A dreadful storm bust upon them and for 20 days they were at sea. Being tossed on the high seas for such a long time without food Fr. Vaz was compelled to break journey in Mannar. Fr. Vaz was carried to the shore at Mannar in a state of starvation and dehydration.
Fr. Vaz knew no one in Jaffna and he wandered about the whole day in quest of shelter for the night was refused entry to all abodes. At last a woman, more charitably inclined, permitted him to lie down in MANDU, a structure barely consisting of a roof placed on pillars. The mandu was opposite her house on the other side of the street and such buildings were erected by Indians along trunk roads or in vicinity of temples to accommodate travellers or pilgrims.
But soon the stupendous misery and starvation he had endured during his long voyage an the unwholesomeness of the food he received by begging from door to door began to tell on him and he was seized with very acute dysentery. This disease is considered very contagious by the Indians. Therefore the people around reproached the woman for having sheltered this stranger and as Fr. Vaz was unable to walk, they took him on bamboos to a forest near the city where they abandoned him.
To complete his destitution the faithful John lay prostrate with the same malady. They were both in a desperate plight. Fr. Vaz thought that their last hour had come and they both prepared themselves for death.
But a poor woman who had lost her way in the forest whilst gathering firewood chanced upon them when they seemed on the point of breathing their last. Moved with compassion, she ran home, brought some 'kanji'. This 'good samaritan' came daily with porridge and they thus regained their strength and were soon sufficiently strong enough to find their way back to Jaffna.

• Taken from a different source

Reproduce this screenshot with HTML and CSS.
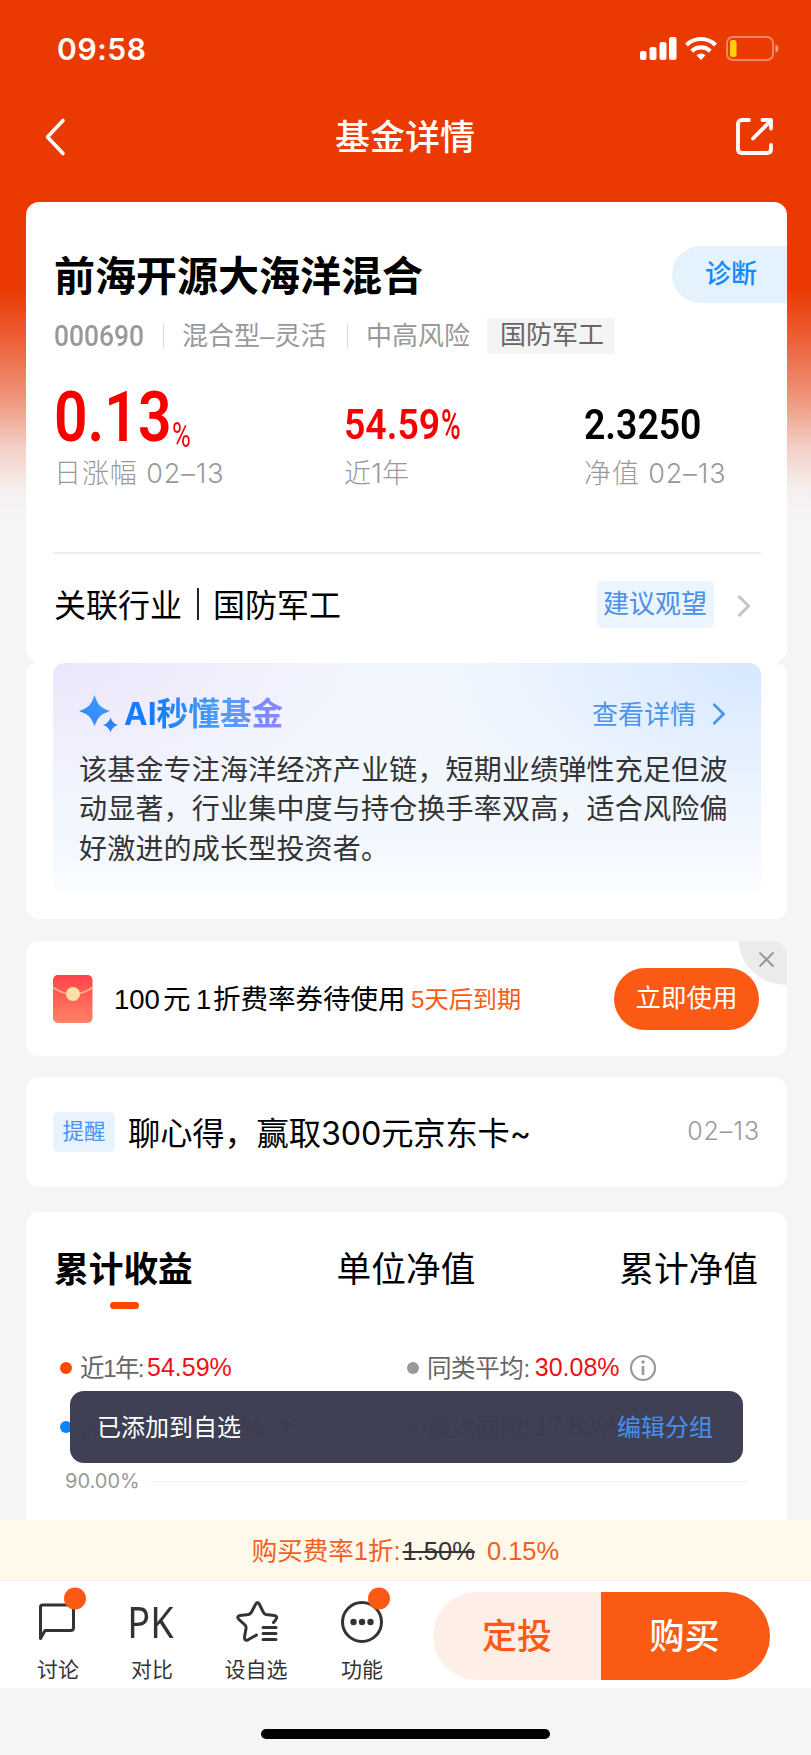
FILE: index.html
```html
<!DOCTYPE html>
<html lang="zh-CN">
<head>
<meta charset="utf-8">
<title>基金详情</title>
<link rel="stylesheet" href="styles.css">
</head>
<body>
<div class="page">
  <header class="status">
    <span class="clock">09:58</span>
    <svg class="status-icons" width="140" height="26" viewBox="0 0 140 26">
      <g fill="#fff">
        <rect x="0" y="15" width="6.500" height="9" rx="2"/>
        <rect x="9.500" y="11" width="7" height="13" rx="2"/>
        <rect x="19.500" y="6" width="7" height="18" rx="2"/>
        <rect x="29" y="1" width="7.500" height="23" rx="2"/>
        <path d="M61 24l-4.500-4.800a6.500 6.500 0 0 1 9 0z"/>
      </g>
      <g fill="none" stroke="#fff" stroke-width="4.200">
        <path d="M51.800 15.200a13.200 13.200 0 0 1 18.400 0"/>
        <path d="M46.500 9a20.500 20.500 0 0 1 29 0"/>
      </g>
      <rect x="87" y="1" width="46" height="23" rx="6" fill="none" stroke="#fff" stroke-opacity=".4" stroke-width="2"/>
      <path d="M135.500 8.500q3 1 3 4t-3 4z" fill="#fff" fill-opacity=".5"/>
      <rect x="90" y="4" width="6.500" height="17" rx="2.500" fill="#fdd10a"/>
    </svg>
  </header>
  <nav class="navbar">
    <svg width="24" height="40" viewBox="0 0 24 40" fill="none" stroke="#fff" stroke-width="3.600" stroke-linecap="round" stroke-linejoin="round"><path d="M19 3.500L3.500 20 19 36.500"/></svg>
    <h1 class="nav-title">基金详情</h1>
    <svg width="40" height="40" viewBox="0 0 40 40" fill="none" stroke="#fff" stroke-width="3.800" stroke-linecap="round" stroke-linejoin="round"><path d="M14 3H7Q3 3 3 7V32Q3 36 7 36H32Q36 36 36 32V28M18 21.500L35 4.500M27.500 3H36V11.500"/></svg>
  </nav>

  <main class="content">
    <section class="card fund">
      <div class="fund-head">
        <h2 class="fund-name">前海开源大海洋混合</h2>
        <span class="diagnose">诊断</span>
      </div>
      <div class="meta">
        <span class="code"><b class="din">000690</b></span><i class="sep"></i>
        <span class="kind">混合型–灵活</span><i class="sep"></i>
        <span class="risk">中高风险</span>
        <span class="tag">国防军工</span>
      </div>
      <div class="figures">
        <div class="figure f1">
          <div class="num up first"><span class="din big">0.13</span><span class="din pct-s">%</span></div>
          <div class="label">日涨幅 02–13</div>
        </div>
        <div class="figure f2">
          <div class="num up"><span class="din mid">54.59</span><span class="din pct-m">%</span></div>
          <div class="label tight">近1年</div>
        </div>
        <div class="figure f3">
          <div class="num"><span class="din nav">2.3250</span></div>
          <div class="label">净值 02–13</div>
        </div>
      </div>
      <div class="industry">
        <span>关联行业</span><i class="bar"></i><span>国防军工</span>
        <span class="advice">建议观望</span>
        <svg class="chev" width="16" height="24" viewBox="0 0 16 24" fill="none" stroke="#c4c4c4" stroke-width="3"><path d="M2.500 2L12.500 12 2.500 22"/></svg>
      </div>
    </section>

    <section class="card ai">
      <div class="ai-panel">
        <div class="ai-head">
          <svg width="40" height="40" viewBox="0 0 40 40">
            <defs><linearGradient id="spark" x1="1" y1="0" x2="0" y2="1"><stop offset="0" stop-color="#3ea2ff"/><stop offset="1" stop-color="#2e80fb"/></linearGradient></defs>
            <path fill="url(#spark)" d="M15.500 1Q17 5.500 18.500 8.500 20.500 12.500 25 14.500 28 16 31 17 28 18 25 19.500 20.500 21.500 18.500 25.500 17 28.500 15.500 32 14 28.500 12.500 25.500 10.500 21.500 6 19.500 3 18 0 17 3 16 6 14.500 10.500 12.500 12.500 8.500 14 5.500 15.500 1Z"/>
            <path fill="#2b84f9" d="M31.500 23.500Q33.300 29.500 39 31 33.300 32.500 31.500 38.500 29.700 32.500 24 31 29.700 29.500 31.500 23.500Z"/>
          </svg>
          <h3 class="ai-title">AI秒懂基金</h3>
          <span class="more">查看详情</span>
          <svg width="16" height="24" viewBox="0 0 16 24" fill="none" stroke="#4a94ec" stroke-width="2.600"><path d="M2.500 2L12.500 12 2.500 22"/></svg>
        </div>
        <p class="ai-text">该基金专注海洋经济产业链，短期业绩弹性充足但波<br>动显著，行业集中度与持仓换手率双高，适合风险偏<br>好激进的成长型投资者。</p>
      </div>
    </section>

    <section class="card coupon">
      <svg width="40" height="50" viewBox="0 0 40 50">
        <defs><linearGradient id="env" x1="0" y1="0" x2="0" y2="1"><stop offset="0" stop-color="#ff434c"/><stop offset="1" stop-color="#ff8265"/></linearGradient></defs>
        <rect x="0" y="1" width="39.500" height="48" rx="5" fill="url(#env)"/>
        <path d="M0 13.500Q20 27 39.500 13.500" fill="none" stroke="#ffb08e" stroke-width="2"/>
        <circle cx="20" cy="20" r="7" fill="#ffdfa8"/>
      </svg>
      <div class="coupon-text"><span class="n100">100</span><span class="yuan">元</span><span class="n1">1</span><span>折费率券待使用</span></div>
      <span class="expire">5天后到期</span>
      <span class="use">立即使用</span>
      <svg class="close" width="48" height="44" viewBox="0 0 48 44"><path d="M0 0H48V44A48 44 0 0 1 0 0Z" fill="#ebebeb"/><path d="M20.500 11.500L34.500 25.500M34.500 11.500L20.500 25.500" stroke="#999" stroke-width="2"/></svg>
    </section>

    <section class="card notice">
      <span class="remind">提醒</span>
      <span class="notice-text">聊心得，赢取300元京东卡~</span>
      <span class="date">02–13</span>
    </section>

    <section class="card chart">
      <div class="tabs">
        <span class="tab active">累计收益</span><span class="tab">单位净值</span><span class="tab">累计净值</span>
      </div>
      <div class="legend">
        <div class="item"><i class="dot orange"></i><span class="year">近1年:</span><b class="val">54.59%</b></div>
        <div class="item"><i class="dot gray"></i><span class="name">同类平均:</span><b class="val">30.08%</b>
          <svg class="info" width="28" height="28" viewBox="0 0 28 28"><circle cx="14" cy="14" r="12" fill="none" stroke="#999" stroke-width="2.200"/><path d="M14 12V21" stroke="#999" stroke-width="2.600"/><circle cx="14" cy="8" r="1.700" fill="#999"/></svg></div>
        <div class="item"><i class="dot blue"></i><span class="name">沪深300:</span><b class="val">18.79%</b><i class="caret"></i></div>
        <div class="item"><i class="dot gray"></i><span class="name">最大回撤:</span><b class="val dark">17.53%</b></div>
      </div>
      <div class="axis"><span>90.00%</span><i class="grid-line"></i></div>
      <div class="toast"><span>已添加到自选</span><span class="edit">编辑分组</span></div>
    </section>
  </main>

  <div class="rate"><div class="rate-line"><span>购买费率1折:</span><s class="old">1.50%</s><span>0.15%</span></div></div>
  <footer class="toolbar">
    <div class="tool t1">
      <svg width="50" height="62" viewBox="0 0 50 62"><path d="M9 22H37.500Q40.500 22 40.500 25V44.500Q40.500 47.500 37.500 47.500H12L7.500 55.500V24Q7.500 22 9.500 22Z" fill="none" stroke="#333" stroke-width="3" stroke-linejoin="round"/><circle cx="42" cy="15.500" r="11" fill="#fa5a14"/></svg>
      <span>讨论</span>
    </div>
    <div class="tool t2"><b class="pk">PK</b><span>对比</span></div>
    <div class="tool t3">
      <svg width="50" height="62" viewBox="0 0 50 62" fill="none" stroke="#333" stroke-width="3" stroke-linecap="round" stroke-linejoin="round"><path d="M42.500 39.500L44.500 37Q47.500 33 43 32.500L35 31.500Q33 31 32.200 29L28.500 21.500Q26.500 17.500 24.500 21.500L20.500 29Q19.500 31 17.500 31.500L9 32.500Q5 33.500 8 36.500L14 42Q15.300 43.500 15 45.500L13.500 54Q13.500 58.500 17 56.800L25.500 52"/><path d="M32 44.500H45M32 50.500H45M32 56.500H45"/></svg>
      <span>设自选</span>
    </div>
    <div class="tool t4">
      <svg width="50" height="62" viewBox="0 0 50 62"><circle cx="25" cy="39" r="19.500" fill="none" stroke="#333" stroke-width="3"/><g fill="#333"><circle cx="16.500" cy="39" r="3.200"/><circle cx="25" cy="39" r="3.200"/><circle cx="33.500" cy="39" r="3.200"/></g><circle cx="42" cy="15.500" r="11" fill="#fa5a14"/></svg>
      <span>功能</span>
    </div>
    <div class="actions"><span class="plan">定投</span><span class="buy">购买</span></div>
  </footer>
  <div class="home"><i class="home-bar"></i></div>
</div>
</body>
</html>
```

FILE: styles.css
```css
* { box-sizing: border-box; }
html, body { margin: 0; }
body { font-family: "Liberation Sans", "Noto Sans CJK SC", sans-serif; color: #000; }
h1, h2, h3, p { margin: 0; }
i { font-style: normal; display: block; flex: none; }
svg { display: block; flex: none; overflow: visible; }
span, b { white-space: nowrap; }

.page {
  width: 811px; height: 1755px; overflow: hidden;
  display: flex; flex-direction: column;
  background: linear-gradient(180deg, #ea3901 0, #ea3901 288px, #ec6138 340px, #ef9277 395px, #f3d1c8 450px, #f5f0ef 490px, #f5f5f5 520px, #f5f5f5 100%);
}
.status { height: 98px; flex: none; display: flex; justify-content: space-between; align-items: center; padding: 0 31px 0 57px; }
.clock { font: 600 30px/40px Inter, sans-serif; color: #fff; letter-spacing: .6px; }
.navbar { height: 104px; flex: none; display: flex; justify-content: space-between; align-items: center; padding: 0 36px 26px 44px; color: #fff; }
.nav-title { font-size: 35px; font-weight: 500; line-height: 50px; padding: 2px 0 0 7px; }

.content { height: 1318px; flex: none; padding: 0 24px 0 26px; overflow: hidden; }
.card { background: #fff; border-radius: 13px; position: relative; }

.fund { height: 460px; padding: 44px 0 0 28px; }
.fund-head { display: flex; justify-content: space-between; align-items: center; height: 57px; }
.fund-name { font-size: 41px; font-weight: 700; line-height: 57px; padding-top: 5px; }
.diagnose { width: 115px; height: 57px; border-radius: 29px 0 0 29px; background: #e4f2fe; color: #118bff; font-size: 26px; font-weight: 500; line-height: 56px; padding-left: 33px; }
.meta { display: flex; align-items: center; height: 36px; margin-top: 15px; color: #999; font-size: 26px; }
.din { font-family: Roboto, sans-serif; display: inline-block; transform-origin: 0 100%; }
.code { width: 109px; }
.code .din { font-size: 29px; font-weight: 500; transform: scaleX(.91); }
.sep { width: 1px; height: 26px; background: #ddd; }
.kind { width: 183px; padding: 0 0 5px 18px; }
.risk { width: 139px; padding: 0 0 5px 18px; }
.tag { width: 128px; height: 36px; padding-left: 13px; line-height: 35px; background: #f4f4f4; color: #666; }
.figures { display: grid; grid-template-columns: 290px 240px 1fr; margin-top: 30px; height: 168px; }
.num { height: 65px; line-height: 1; display: flex; align-items: flex-end; padding-bottom: 3px; }
.num.first { padding-bottom: 0; height: 68px; margin-bottom: -3px; }
.up { color: #f90000; }
.big { font-size: 70px; font-weight: 600; width: 118px; line-height: 70px; transform: scaleX(.84); }
.pct-s { font-size: 35px; line-height: 33px; transform: scaleX(.73); }
.mid { font-size: 43px; font-weight: 600; width: 97px; line-height: 43px; transform: scaleX(.87); }
.pct-m { font-size: 43px; line-height: 43px; font-weight: 500; transform: scaleX(.62); }
.nav { font-size: 43px; font-weight: 600; line-height: 43px; transform: scaleX(.87); }
.label { font-family: Inter, "Noto Sans CJK SC", sans-serif; font-size: 27px; line-height: 40px; margin-top: 5px; color: #999; letter-spacing: .9px; font-weight: 300; }
.tight { letter-spacing: .2px; }
.industry { display: flex; align-items: center; height: 108px; border-top: 2px solid #ececec; margin: 0 26px 0 -1px; padding: 0 9px 6px 1px; font-size: 32px; }
.industry > span:not(.advice) { padding-bottom: 3px; }
.bar { width: 2px; height: 32px; background: #222; margin: 0 14px 0 15px; }
.advice { margin-left: auto; width: 117px; height: 47px; border-radius: 5px; background: #ecf4fe; color: #4a90e8; font-size: 26px; line-height: 46px; padding-left: 6px; }
.chev { margin: 3px 0 0 22px; }

.ai { height: 257px; padding: 1px 26px 0 27px; }
.ai-panel {
  height: 230px; border-radius: 12px; padding: 27px 34px 0 26px;
  background:
    linear-gradient(180deg, rgba(255,255,255,0) 75%, #fafcff 100%),
    radial-gradient(ellipse 330px 150px at 0 0, #ebe5fa 0, rgba(239,235,252,.7) 50%, rgba(240,240,254,0) 100%),
    radial-gradient(ellipse 320px 170px at 100% 0, #d6e8ff 0, rgba(225,239,255,0) 100%),
    #f2f7fe;
}
.ai-head { display: flex; align-items: center; height: 48px; }
.ai-title { font-family: Inter, "Noto Sans CJK SC", sans-serif; margin-left: 5px; font-size: 31.700px; line-height: 46px; font-weight: 700; color: transparent; background: linear-gradient(90deg, #147cff 20%, #4ba0f8 60%, #8985ff 95%); -webkit-background-clip: text; background-clip: text; }
.more { margin: 0 15px 0 auto; color: #4a94ec; font-size: 26px; padding-bottom: 4px; }
.ai-text { margin-top: 13px; font-size: 28px; letter-spacing: .2px; line-height: 39.300px; color: #333; white-space: nowrap; }

.coupon { height: 115px; margin-top: 22px; padding: 0 28px 0 27px; display: flex; align-items: center; }
.coupon-text { width: 298px; margin-left: 21px; font-size: 27.500px; display: flex; align-items: baseline; padding-bottom: 4px; }
.n100 { width: 49px; } .yuan { width: 33px; } .n1 { width: 17px; }
.expire { font-size: 24.200px; color: #fa5a14; margin-left: -1px; padding-bottom: 3px; }
.use { margin-left: auto; width: 145px; height: 62px; border-radius: 31px; background: #fb5a14; color: #fff; text-align: center; font-size: 25.500px; line-height: 60px; }
.close { position: absolute; top: 0; right: 0; border-radius: 0 13px 0 0; overflow: hidden; }

.notice { height: 110px; margin-top: 21px; padding: 0 27px 0 27px; display: flex; align-items: center; }
.remind { width: 62px; height: 40px; border-radius: 5px; background: #e9f3fe; color: #4695f5; font-size: 21.500px; line-height: 40px; text-align: center; }
.notice-text { margin-left: 13px; font-size: 32.300px; font-family: Inter, "Noto Sans CJK SC", sans-serif; padding-bottom: 3px; letter-spacing: -.15px; }
.date { margin-left: auto; font: 300 25px/36px Inter, sans-serif; color: #999; letter-spacing: .9px; padding-bottom: 2px; }

.chart { height: 320px; margin-top: 25px; padding: 33px 0 0 28px; }
.tabs { display: flex; justify-content: space-between; width: 704px; font-size: 34.700px; line-height: 50px; }
.tab.active { font-weight: 700; position: relative; }
.tab.active::after { content: ""; position: absolute; left: 56px; top: 57px; width: 29px; height: 7px; border-radius: 4px; background: #ff4600; }
.legend { display: grid; grid-template-columns: 347px 1fr; grid-auto-rows: 59px; margin: 43px 0 0 6px; }
.item { display: flex; align-items: center; font-size: 24.500px; color: #666; }
.dot { width: 12px; height: 12px; border-radius: 50%; margin-right: 8px; }
.orange { background: #ff4a00; } .gray { background: #999; } .blue { background: #0a84ff; }
.year { width: 67px; letter-spacing: -1.600px; padding-bottom: 2px; }
.name { letter-spacing: -.4px; padding-bottom: 2px; margin-right: 5px; }
.val { font-weight: 400; font-size: 25px; color: #ee1016; }
.dark { color: #333; }
.info { margin-left: 9px; }
.caret { border: 6px solid transparent; border-top: 9px solid #333; border-bottom: 0; margin-left: 16px; }
.axis { display: flex; align-items: center; height: 30px; margin: 10px 0 0 11px; font-size: 20px; color: #999; font-family: Inter, sans-serif; }
.grid-line { height: 1px; width: 599px; background: #f2f2f2; margin-left: 10px; }
.toast { position: absolute; left: 44px; top: 179px; width: 673px; height: 72px; border-radius: 14px; background: rgba(59,60,81,.98); color: #fff; display: flex; align-items: center; justify-content: space-between; padding: 0 30px 4px 27px; font-size: 24px; }
.edit { color: #4590ee; }

.rate { height: 61px; flex: none; background: #fff9ec; display: flex; justify-content: center; align-items: center; color: #f0601f; border-bottom: 1px solid #eef0ea; }
.rate-line { display: flex; align-items: baseline; font-size: 25.500px; padding-bottom: 3px; }
.old { color: #333; margin: 0 12px 0 2px; }
.toolbar { height: 107px; flex: none; background: #fff; position: relative; display: flex; padding-left: 33px; }
.tool { display: flex; flex-direction: column; align-items: center; width: 50px; font-size: 21px; line-height: 30px; color: #333; padding-top: 2px; }
.t1 { margin-right: 44px; }
.t2 { margin-right: 54px; }
.t3 { margin-right: 56px; }
.tool span { margin-top: 10px; }
.pk { font: 400 43px/62px "Noto Sans", sans-serif; height: 62px; padding: 8px 3px 0 0; transform: scaleX(.88); }
.actions { position: absolute; left: 433px; top: 11px; width: 337px; height: 88px; border-radius: 44px; overflow: hidden; display: grid; grid-template-columns: 168px 169px; font-size: 35px; font-weight: 500; line-height: 90px; text-align: center; }
.plan { background: #fdeee8; color: #fa5a14; }
.buy { background: #fb5a14; color: #fff; padding-right: 2px; }
.home { flex: 1; background: #f5f5f5; display: flex; justify-content: center; padding-top: 41px; }
.home-bar { width: 289px; height: 10px; border-radius: 5px; background: #000; }
```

Association with King Vimala-Dharmasuriya II
The charitable virtues of Fr. Vaz won the admiration of the pagans and they held him in great veneration. Paganism fails to understand disinterested charity; but yet, it admires it. This was the cause of the respect paid by King Vimala-Dharmasuriya II to Fr. Vaz. To that pagan Prince, the Catholic priest was an enigma, which he approached only with supernatural awe.
King Kandasala, the son and successor of King 'Vimala-Dharmasuriya, followed the paternal examples. One day when the King was passing in State before the church in Kandy, Fr. Vaz came out to salute him. The King stopped, received him with great cordiality and would not resume his walk until Fr. Vaz was indoors again.
On 16th January, 1711 towards the hour of midnight with Fathers Gonzalves and Almeida Kneeling down near Fr. Vaz's death-bed entoned the Subvenite Sancti Dei. In the morning Fr. Gonzalves informed the King who testified his deep sorrow and at once enjoined on all the Christians in the palace to attend the funeral.
The obsequies lasted three days and on Monday January 19th after a funeral oration pronounced by Fr. Gonzalves was the body deposited in a wooden coffin, lined inside with silk was buried in front of the High Altar in the Church of Our Lady of the Conversion of Pagans, built by Fr. Vaz in the Bogambara suburb.
Fr. Vaz died in the 60th year of his age, his apostolate in Ceylon having lasted 24 years. He was of middle size, of handsome features and his demeanour was dignified and sympathetic.